Blue got the car moving with its original running gear but a real hot rod needs a V8 driving the back wheels, so he planned a legal V8 conversion, which involved fitting a boxed Austin A40 chassis underneath, with an LJ crossmember and HR diff jammed in fore and aft. For motivation, he opted for a 289 Windsor backed by a C4 trans, and in a neat touch the chassis and running gear were displayed beside the VW-powered car at the Bankstown Hot Rod Show in 1981 as a tease.

“We set it all up with a display board and an arrow between the car and the chassis and stood back and listened to the furore!” Bluey says.

There were plenty of doubters but the whole conversion was approved by an engineer and has been road-registered in NSW ever since.


Bluey’s V8-powered Bug was still on the road 27 years after our feature (Dec ’83/Jan ’84)!

Up until just a few years prior to this story, the VW was Bluey’s daily driver and has covered more than 500,000 miles, many of those pulling his teardrop caravan or Road Rocket trailer.

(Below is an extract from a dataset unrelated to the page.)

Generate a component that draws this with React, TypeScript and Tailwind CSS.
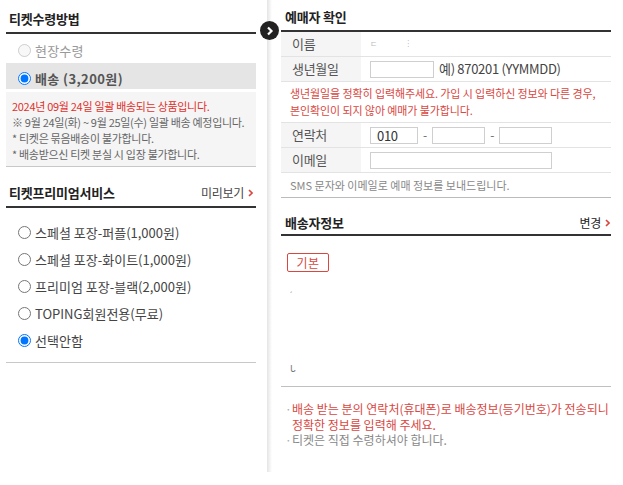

It’s had a few cosmetic updates, such as eliminating the opera windows, and a number of paint jobs (including anti-radar black and another with wild flames), but it must rate as one of the most faithful street machines of all time.

“It’s been a really good car, a cornerstone of my business, Custom T-shirts & Trophies.” Bluey says. “It was very controversial in its time. The hot rodders thought it was a street machine and vice versa, but I just do what I want and don’t worry about anyone else. There is only one person you have to please after all.”